Dağıtımcı arkadaşımız Ömer Ekin’e bilirkişi raporuna rağmen yakılan bir marketin faili olduğu iddiası ile 13 yıl ceza verildi. Bir komplo ile karşı karşıya olduğunu belirten Ekin, ‘Hakikat halka ulaşmaya devam edecek’ dedi
İstanbul’un Esenyurt ilçesinde 28 Mart 2019’da gazetemiz Yeni Yaşam’ı dağıtırken gözaltına alınan Ömer Ekin, İstanbul Emniyeti’ne götürüldü. 1 gün gözaltında tutulduktan sonra adliyeye çıkarılan Ekin, 18 Mart’ta Esenyurt’ta yakılan bir marketin faili olarak tutuklandı. Silivri Cezaevi’ne götürülen Ekin hakkında jet hızıyla iddianame hazırlanarak 22 Nisan’da mahkemeye sunuldu.
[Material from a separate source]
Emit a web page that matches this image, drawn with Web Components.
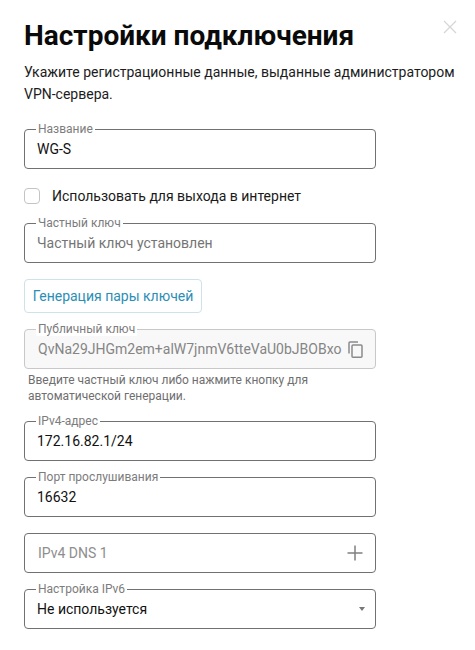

Savcılık iddianamede Ekin’in “örgüt üyesi olmak”, “mala zarar vermek” ve “örgüt propagandası yapmak” iddialarından cezalandırılmasını talep etti. İddianamede şüphelilerin marketin yakılması sırasında cep telefonların sinyal verdiği şema da yer aldı. Söz konusu şemada olay anında Ekin’e ait cep telefonunun sinyal verdiği adres ise, Esenyurt’ta bulunan evleri. Buna rağmen olay yerine ait görüntü tespit tutanağında, yüzü kapalı kişinin Ekin olduğu iddia edildi. Yüzü kapalı kişi için iddianamede, “1.60 boyunda 17-18 yaşlarında ve göbekli” tarifi yapılmasına rağmen 23 yaşındaki Ekin, 1.85 boyunda ve göbeği yok.
Bilirkişi ‘o değil’
Sadece bu delillerden ibaret olan iddianame, sunulduğu İstanbul 26. Ağır Ceza Mahkemesi tarafından kabul edildi. 7 Haziran’da görülen ilk duruşmaya çıkan Ekin, söz konusu kişinin kendisi olmadığını belirterek görüntülerin bilirkişiye gönderilmesini talep etti. Talebin mahkeme heyeti tarafından reddedilmesi üzerine avukatı görüntüyü özel bilirkişiye gönderdi. Özel bilirkişi raporunda, söz konusu kişinin Ekin olmadığı tespitinde bulunuldu. Ancak bu raporu da dikkate almayan mahkeme heyeti, 18 Aralık’ta verdiği kararda Ekin’e “örgüt üyesi olmak”, “mala zarar vermek” ve “ropagandası yapmak” gerekçelerinden 13 yıl 10 ay hapis cezası verdi.
‘Bu bir komplo’
Mahkemenin aldığı karara tepki gösteren Ekin, verilen cezanın ne hukuk ne de vicdanla bir alakası olmadığını dile getirdi. Ekin, cezaevinden gönderdiği mektupta ‘adalet’ kavramının kendi şahsında bir kez daha alaşağı edildiğini ifade etti. Kendisine polisler tarafından bir komplo düzenlendiğini vurgulayan Ekin, “Esenyurt’ta gazete dağıtıyordum. Defalarca polis tarafından durduruldum. Gazetenin bana verdiği dağıtım kartıma ‘sahte’ denilip, İlçe Karakolu’na götürülüyordum. Amaçları gazetenin dağıtımını engellemekti ama buna engel olamıyorlardı. ‘Bu gazeteyi dağıtma, kendine doğru düzgün bir iş bul. Dağıtmaya devam edersen başına bir iş getiririz’ diyorlardı. Her şeye rağmen kendi işimi yapmaya devam ediyordum” dedi. Polisin tüm baskılarına rağmen gazete dağıtmasının önüne geçemeyince kendisini market yakma olayı ile ilişkilendirdiğini söyleyen Ekin, “Bu şekilde bizi yıldırmaya çalışıyorlar. Sahte delil ve iddianamelerle gazetecilere ceza yağdırıyorlar. Ama şu bilinmelidir ki hakikat her zaman yazılmaya ve halka ulaşmaya devam edecektir” ifadelerini kullandı.